By 1963, the Swinging Sixties had arrived, along with music from The Beatles, The Rolling Stones, The Kinks and The Who. Young documentary-style photographers David Bailey, Brian Duffy and Terence Donovan surfaced (proving Darwin wrong in his assessment of the power of photography). The leading models were Jean Shrimpton, Twiggy, Pattie Boyd and Celia Hammond.Fashionistas Mary Quant and Ossie Clark and tonsorial supremo Vidal Sassoon were having a great impact. Pirate radio challenged the BBC’s airwaves; satire mocked the political circles, with Gerald Scarfe viciously scratching his wicked caricatures at Private Eye.
Poster for RCA Convocation Ball designed by Neil Godfrey 1960. Godfrey went on to become a major creative force at the advertising agency Collett Dickens Pearce.
Peter Blake's The Beatles1963
Robyn Denny's graphic style painting from 1960 Baby is Three
David Hockney (centre) and friends outside the RCA in 1963.

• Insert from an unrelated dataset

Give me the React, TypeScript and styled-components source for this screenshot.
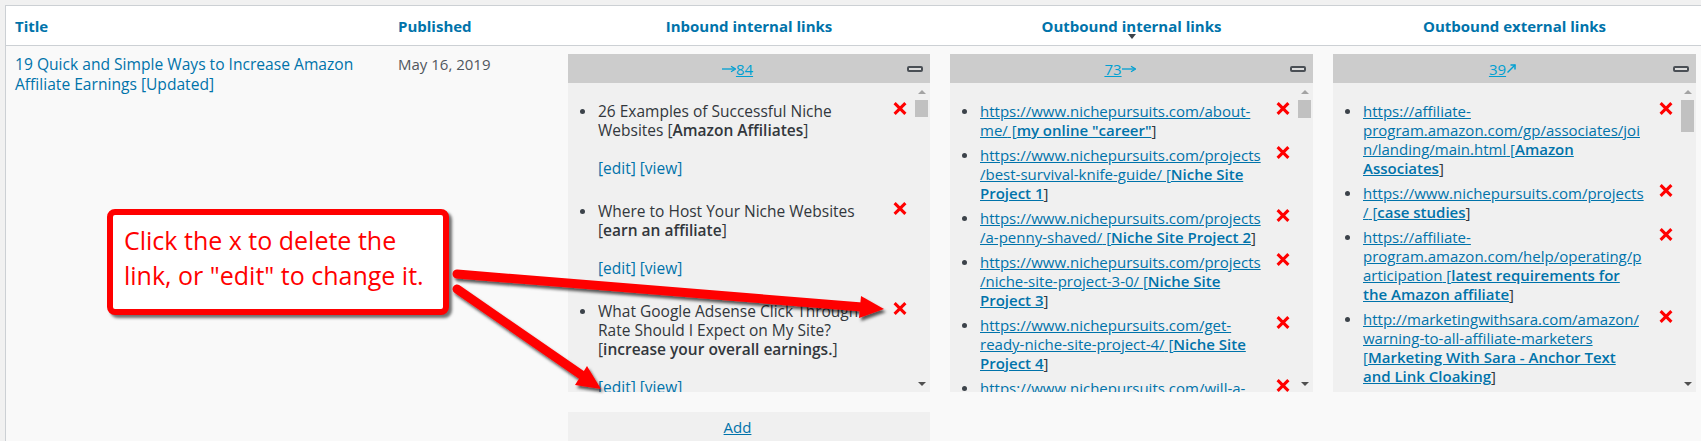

Pop and op art was led by ex-RCA students Peter Blake, David Hockney, Robyn Denny, Richard Smith, Bridget Riley and Allen Jones, and there was an explosion in creative British advertising and graphics. The design scene in London had transformed into brilliant Technicolor. A great deal of this transformation was down to the many RCA students who doggedly pushed against the status quo during the 1950s to create a new graphic landscape that has endured ever since.